Licensing of your material
Any material you create and share with others can be licensed. The license is a message to the reader, or the user of the material, about how they can use or reuse the content.
All material that you produce as a researcher, such as articles, book chapters, books, blog texts, working papers, conference papers or teaching material, can be licensed at the time of publication. The license should be visible on the title page or first page of the material you publish.
Copyright
Copyright refers to the intellectual property of a work that has been made public by you or your organisation. Copyright law is different in each country, and there is no international law that can be applied overall. However, certain principles apply globally. The right to be recognised as the creator is intrinsic. This means that you, as the author and/or publisher of the material, own the right to decide how it will be used. Different terms apply depending on how copyright is managed by the publisher, and there is sometimes a charge applied for someone who wants to reproduce or share copyrighted material.
Copyright is divided into two parts:
- The ‘intellectual rights’ that are non-transferrable, meaning that you, as the creator of a work, always have to be recognised.
- The economic rights that can, however, be transferred to a publisher or licensed for reuse.

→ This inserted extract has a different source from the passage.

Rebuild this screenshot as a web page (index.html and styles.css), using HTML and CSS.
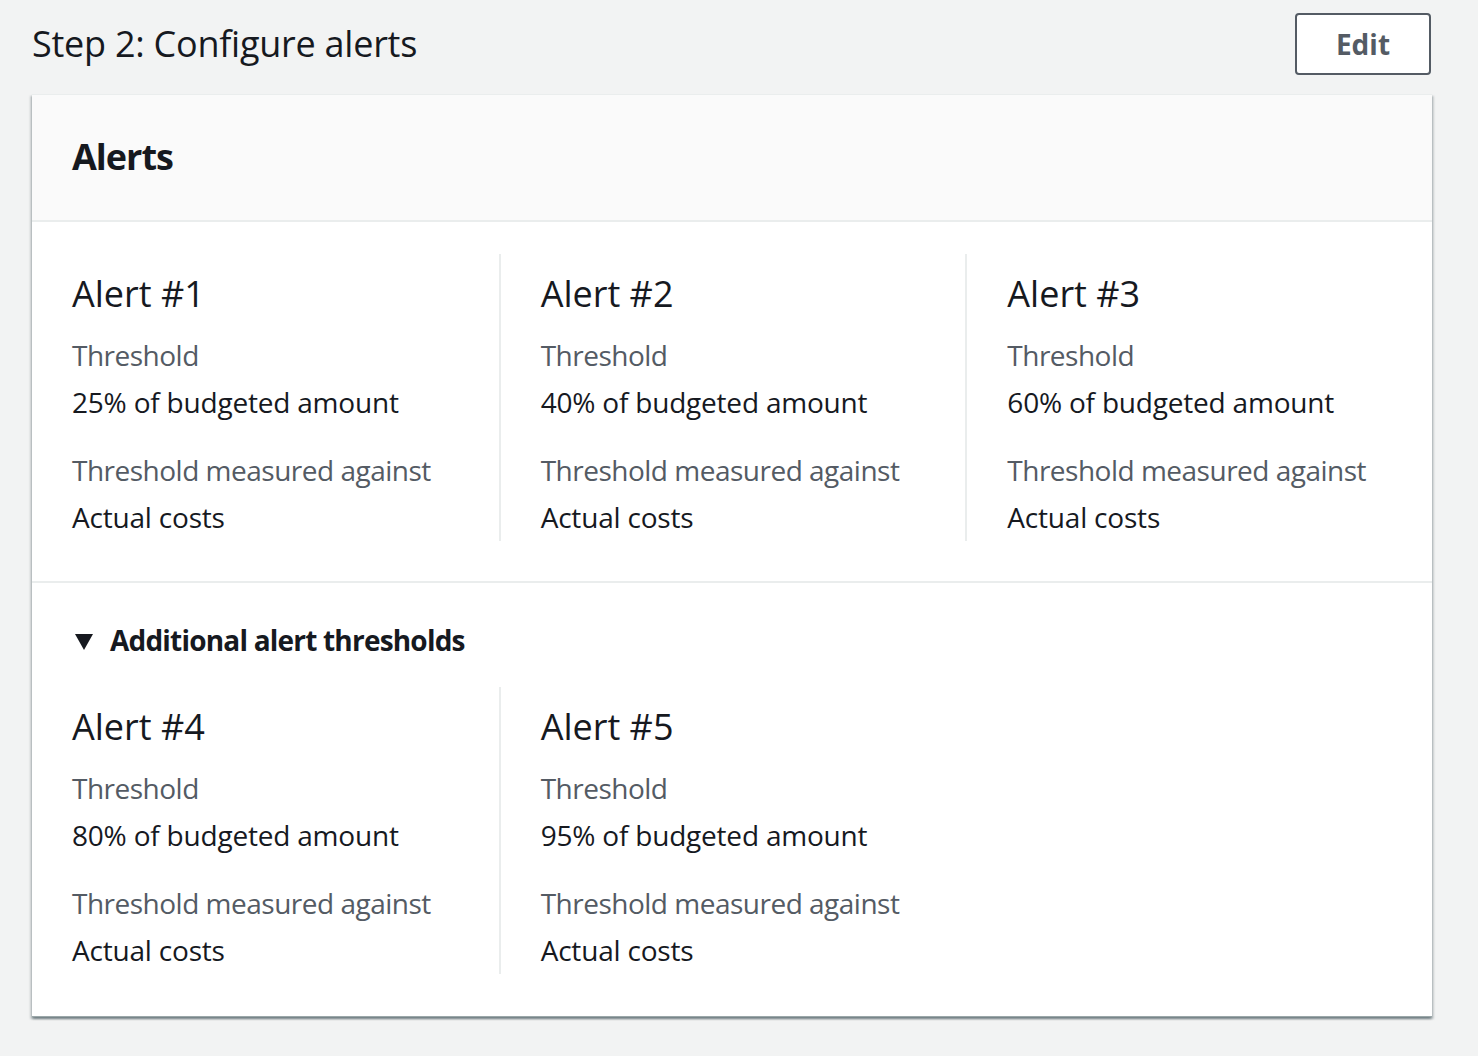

For academic purposes, it is common practice to allow works to be cited to a certain limit (usually about 250 words or 1–2 images or tables, as long as the original source is clearly stated). This can be referred to as “fair use”, “fair dealing”, or “citation rights” depending on which national law applies to the published material.
Open Access Licensing
If you want to publish Open Access, you will still own the rights to your work. You control how it can be used and the credit you are given by choosing one of the Creative Commons licenses. These open licenses are administered independently of any publisher and are internationally recognised. The licenses are applied as a legal code of practice, and can be seen as an addition to the intrinsic copyright applied in each country. Using an open license allows others to continue to build upon your work. There are currently six types of Creative Commons license available, each with slightly different permissions and requirements. All the licenses require that others using your work in any way must give you credit in the way you request, but not in a way that suggests that you endorse them in their use. There must always be a reference and a link to the original if the work is mentioned or reused.
Academic articles
The author of a journal article may, as part of a standard contract with the publisher, have limited rights to share their own work or may have signed away their economic rights entirely. Many publishers still allow articles to be made freely available provided that certain conditions are met. If you want to know what applies to the journal where you have published your articles, please visit the journal’s publisher’s policy in SHERPA/RoMEO. Authors are recommended to check that the publisher’s policy aligns with the policy of their institution and funder before signing any contracts.
Books and book chapters
When publishing a book, or a chapter in a book, the terms of licensing and copyright will typically be included in a contract which you would have to agree with a publisher and which will specify the usage rights, the format(s) and length of time applied to the work.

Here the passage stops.